- _Objective_: Copy all the entries below exactly, but not the pictures.

(Saved entries)
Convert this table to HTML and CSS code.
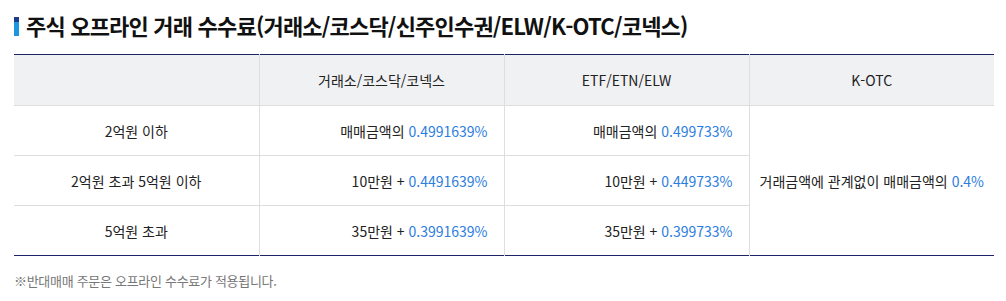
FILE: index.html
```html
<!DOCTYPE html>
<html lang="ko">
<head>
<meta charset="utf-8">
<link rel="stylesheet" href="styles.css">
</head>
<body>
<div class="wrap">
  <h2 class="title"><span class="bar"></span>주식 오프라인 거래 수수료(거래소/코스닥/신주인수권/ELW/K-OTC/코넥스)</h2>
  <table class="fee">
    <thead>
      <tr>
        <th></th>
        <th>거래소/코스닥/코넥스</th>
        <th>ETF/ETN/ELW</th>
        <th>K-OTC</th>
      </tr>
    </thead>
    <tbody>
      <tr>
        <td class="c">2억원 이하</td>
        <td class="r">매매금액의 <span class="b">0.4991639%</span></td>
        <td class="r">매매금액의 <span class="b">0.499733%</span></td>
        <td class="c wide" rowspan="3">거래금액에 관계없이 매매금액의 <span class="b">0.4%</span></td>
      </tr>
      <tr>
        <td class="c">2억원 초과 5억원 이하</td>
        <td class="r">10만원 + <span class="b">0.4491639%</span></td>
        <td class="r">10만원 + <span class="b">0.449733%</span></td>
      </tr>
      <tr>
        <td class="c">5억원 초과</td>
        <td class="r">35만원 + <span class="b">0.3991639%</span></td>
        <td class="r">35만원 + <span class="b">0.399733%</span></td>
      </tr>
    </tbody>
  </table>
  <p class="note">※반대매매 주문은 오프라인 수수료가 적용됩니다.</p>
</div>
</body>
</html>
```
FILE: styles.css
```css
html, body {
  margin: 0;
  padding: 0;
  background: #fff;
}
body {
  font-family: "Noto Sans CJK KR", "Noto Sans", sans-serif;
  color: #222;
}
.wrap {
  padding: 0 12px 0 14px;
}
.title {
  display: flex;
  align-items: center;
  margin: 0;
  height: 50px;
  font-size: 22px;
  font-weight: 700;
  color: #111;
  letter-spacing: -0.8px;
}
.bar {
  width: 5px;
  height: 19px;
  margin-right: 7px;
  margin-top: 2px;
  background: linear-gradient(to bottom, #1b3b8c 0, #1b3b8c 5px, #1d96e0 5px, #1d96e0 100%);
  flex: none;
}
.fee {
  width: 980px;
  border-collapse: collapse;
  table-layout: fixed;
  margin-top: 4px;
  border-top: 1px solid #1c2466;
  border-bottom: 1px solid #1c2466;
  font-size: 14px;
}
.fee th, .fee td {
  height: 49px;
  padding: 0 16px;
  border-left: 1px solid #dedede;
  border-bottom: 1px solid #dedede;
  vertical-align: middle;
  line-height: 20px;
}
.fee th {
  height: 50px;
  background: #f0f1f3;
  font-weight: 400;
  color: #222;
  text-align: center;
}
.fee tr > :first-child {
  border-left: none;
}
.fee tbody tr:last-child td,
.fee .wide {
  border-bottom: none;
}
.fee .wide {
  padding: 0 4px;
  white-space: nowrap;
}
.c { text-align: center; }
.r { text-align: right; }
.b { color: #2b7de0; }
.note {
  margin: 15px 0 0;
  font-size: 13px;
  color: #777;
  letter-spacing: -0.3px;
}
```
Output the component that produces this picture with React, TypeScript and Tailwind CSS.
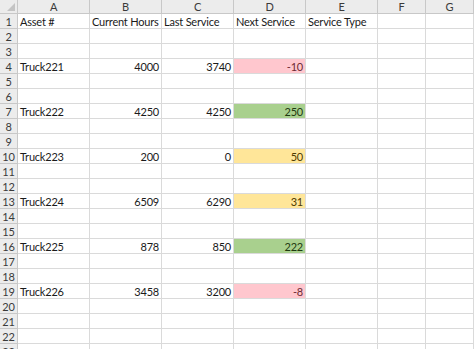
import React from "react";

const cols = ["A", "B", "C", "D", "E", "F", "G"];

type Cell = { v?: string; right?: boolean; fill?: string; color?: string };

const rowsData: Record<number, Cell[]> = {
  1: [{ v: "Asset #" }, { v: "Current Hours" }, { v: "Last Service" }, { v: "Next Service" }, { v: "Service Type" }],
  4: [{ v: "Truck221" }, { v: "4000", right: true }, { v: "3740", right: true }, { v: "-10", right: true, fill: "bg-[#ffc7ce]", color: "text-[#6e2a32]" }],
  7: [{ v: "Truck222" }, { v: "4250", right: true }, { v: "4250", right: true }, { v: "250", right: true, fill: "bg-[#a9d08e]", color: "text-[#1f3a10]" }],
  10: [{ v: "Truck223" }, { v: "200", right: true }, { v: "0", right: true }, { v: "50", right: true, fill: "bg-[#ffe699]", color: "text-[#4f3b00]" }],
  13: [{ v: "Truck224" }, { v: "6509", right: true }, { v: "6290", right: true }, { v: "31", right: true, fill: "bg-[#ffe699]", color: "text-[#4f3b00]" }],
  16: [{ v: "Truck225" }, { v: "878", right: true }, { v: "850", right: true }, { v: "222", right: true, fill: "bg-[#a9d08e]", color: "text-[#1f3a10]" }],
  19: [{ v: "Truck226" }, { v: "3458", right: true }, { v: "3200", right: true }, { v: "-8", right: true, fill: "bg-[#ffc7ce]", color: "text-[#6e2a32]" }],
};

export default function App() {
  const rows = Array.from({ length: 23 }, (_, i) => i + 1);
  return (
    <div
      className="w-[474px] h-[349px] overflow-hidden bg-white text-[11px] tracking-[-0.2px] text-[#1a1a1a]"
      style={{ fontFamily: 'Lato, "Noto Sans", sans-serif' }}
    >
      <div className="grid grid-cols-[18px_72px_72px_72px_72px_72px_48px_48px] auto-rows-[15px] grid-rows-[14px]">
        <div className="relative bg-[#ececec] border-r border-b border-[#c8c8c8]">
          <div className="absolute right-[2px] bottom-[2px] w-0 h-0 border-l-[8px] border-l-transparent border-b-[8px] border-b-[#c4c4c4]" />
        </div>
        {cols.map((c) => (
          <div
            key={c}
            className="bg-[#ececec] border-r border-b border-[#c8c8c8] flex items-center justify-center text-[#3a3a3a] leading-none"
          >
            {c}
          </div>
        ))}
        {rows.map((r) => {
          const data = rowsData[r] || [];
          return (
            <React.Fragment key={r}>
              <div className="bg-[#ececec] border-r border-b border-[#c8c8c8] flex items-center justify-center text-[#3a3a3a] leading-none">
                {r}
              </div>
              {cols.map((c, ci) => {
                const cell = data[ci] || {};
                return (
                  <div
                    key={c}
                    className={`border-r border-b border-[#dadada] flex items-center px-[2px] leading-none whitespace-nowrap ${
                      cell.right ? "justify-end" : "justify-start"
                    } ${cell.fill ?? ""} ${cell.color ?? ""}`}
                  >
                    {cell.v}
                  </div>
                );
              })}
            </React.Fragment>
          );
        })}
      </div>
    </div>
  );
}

- _Problem solution_:
Convert this table to HTML and CSS code.
FILE: index.html
```html
<!DOCTYPE html>
<html lang="ko">
<head>
<meta charset="utf-8">
<link rel="stylesheet" href="styles.css">
</head>
<body>
<div class="wrap">
  <h2 class="title"><span class="bar"></span>주식 오프라인 거래 수수료(거래소/코스닥/신주인수권/ELW/K-OTC/코넥스)</h2>
  <table class="fee">
    <thead>
      <tr>
        <th></th>
        <th>거래소/코스닥/코넥스</th>
        <th>ETF/ETN/ELW</th>
        <th>K-OTC</th>
      </tr>
    </thead>
    <tbody>
      <tr>
        <td class="c">2억원 이하</td>
        <td class="r">매매금액의 <span class="b">0.4991639%</span></td>
        <td class="r">매매금액의 <span class="b">0.499733%</span></td>
        <td class="c wide" rowspan="3">거래금액에 관계없이 매매금액의 <span class="b">0.4%</span></td>
      </tr>
      <tr>
        <td class="c">2억원 초과 5억원 이하</td>
        <td class="r">10만원 + <span class="b">0.4491639%</span></td>
        <td class="r">10만원 + <span class="b">0.449733%</span></td>
      </tr>
      <tr>
        <td class="c">5억원 초과</td>
        <td class="r">35만원 + <span class="b">0.3991639%</span></td>
        <td class="r">35만원 + <span class="b">0.399733%</span></td>
      </tr>
    </tbody>
  </table>
  <p class="note">※반대매매 주문은 오프라인 수수료가 적용됩니다.</p>
</div>
</body>
</html>
```
FILE: styles.css
```css
html, body {
  margin: 0;
  padding: 0;
  background: #fff;
}
body {
  font-family: "Noto Sans CJK KR", "Noto Sans", sans-serif;
  color: #222;
}
.wrap {
  padding: 0 12px 0 14px;
}
.title {
  display: flex;
  align-items: center;
  margin: 0;
  height: 50px;
  font-size: 22px;
  font-weight: 700;
  color: #111;
  letter-spacing: -0.8px;
}
.bar {
  width: 5px;
  height: 19px;
  margin-right: 7px;
  margin-top: 2px;
  background: linear-gradient(to bottom, #1b3b8c 0, #1b3b8c 5px, #1d96e0 5px, #1d96e0 100%);
  flex: none;
}
.fee {
  width: 980px;
  border-collapse: collapse;
  table-layout: fixed;
  margin-top: 4px;
  border-top: 1px solid #1c2466;
  border-bottom: 1px solid #1c2466;
  font-size: 14px;
}
.fee th, .fee td {
  height: 49px;
  padding: 0 16px;
  border-left: 1px solid #dedede;
  border-bottom: 1px solid #dedede;
  vertical-align: middle;
  line-height: 20px;
}
.fee th {
  height: 50px;
  background: #f0f1f3;
  font-weight: 400;
  color: #222;
  text-align: center;
}
.fee tr > :first-child {
  border-left: none;
}
.fee tbody tr:last-child td,
.fee .wide {
  border-bottom: none;
}
.fee .wide {
  padding: 0 4px;
  white-space: nowrap;
}
.c { text-align: center; }
.r { text-align: right; }
.b { color: #2b7de0; }
.note {
  margin: 15px 0 0;
  font-size: 13px;
  color: #777;
  letter-spacing: -0.3px;
}
```
Output the component that produces this picture with React, TypeScript and Tailwind CSS.
import React from "react";

const cols = ["A", "B", "C", "D", "E", "F", "G"];

type Cell = { v?: string; right?: boolean; fill?: string; color?: string };

const rowsData: Record<number, Cell[]> = {
  1: [{ v: "Asset #" }, { v: "Current Hours" }, { v: "Last Service" }, { v: "Next Service" }, { v: "Service Type" }],
  4: [{ v: "Truck221" }, { v: "4000", right: true }, { v: "3740", right: true }, { v: "-10", right: true, fill: "bg-[#ffc7ce]", color: "text-[#6e2a32]" }],
  7: [{ v: "Truck222" }, { v: "4250", right: true }, { v: "4250", right: true }, { v: "250", right: true, fill: "bg-[#a9d08e]", color: "text-[#1f3a10]" }],
  10: [{ v: "Truck223" }, { v: "200", right: true }, { v: "0", right: true }, { v: "50", right: true, fill: "bg-[#ffe699]", color: "text-[#4f3b00]" }],
  13: [{ v: "Truck224" }, { v: "6509", right: true }, { v: "6290", right: true }, { v: "31", right: true, fill: "bg-[#ffe699]", color: "text-[#4f3b00]" }],
  16: [{ v: "Truck225" }, { v: "878", right: true }, { v: "850", right: true }, { v: "222", right: true, fill: "bg-[#a9d08e]", color: "text-[#1f3a10]" }],
  19: [{ v: "Truck226" }, { v: "3458", right: true }, { v: "3200", right: true }, { v: "-8", right: true, fill: "bg-[#ffc7ce]", color: "text-[#6e2a32]" }],
};

export default function App() {
  const rows = Array.from({ length: 23 }, (_, i) => i + 1);
  return (
    <div
      className="w-[474px] h-[349px] overflow-hidden bg-white text-[11px] tracking-[-0.2px] text-[#1a1a1a]"
      style={{ fontFamily: 'Lato, "Noto Sans", sans-serif' }}
    >
      <div className="grid grid-cols-[18px_72px_72px_72px_72px_72px_48px_48px] auto-rows-[15px] grid-rows-[14px]">
        <div className="relative bg-[#ececec] border-r border-b border-[#c8c8c8]">
          <div className="absolute right-[2px] bottom-[2px] w-0 h-0 border-l-[8px] border-l-transparent border-b-[8px] border-b-[#c4c4c4]" />
        </div>
        {cols.map((c) => (
          <div
            key={c}
            className="bg-[#ececec] border-r border-b border-[#c8c8c8] flex items-center justify-center text-[#3a3a3a] leading-none"
          >
            {c}
          </div>
        ))}
        {rows.map((r) => {
          const data = rowsData[r] || [];
          return (
            <React.Fragment key={r}>
              <div className="bg-[#ececec] border-r border-b border-[#c8c8c8] flex items-center justify-center text-[#3a3a3a] leading-none">
                {r}
              </div>
              {cols.map((c, ci) => {
                const cell = data[ci] || {};
                return (
                  <div
                    key={c}
                    className={`border-r border-b border-[#dadada] flex items-center px-[2px] leading-none whitespace-nowrap ${
                      cell.right ? "justify-end" : "justify-start"
                    } ${cell.fill ?? ""} ${cell.color ?? ""}`}
                  >
                    {cell.v}
                  </div>
                );
              })}
            </React.Fragment>
          );
        })}
      </div>
    </div>
  );
}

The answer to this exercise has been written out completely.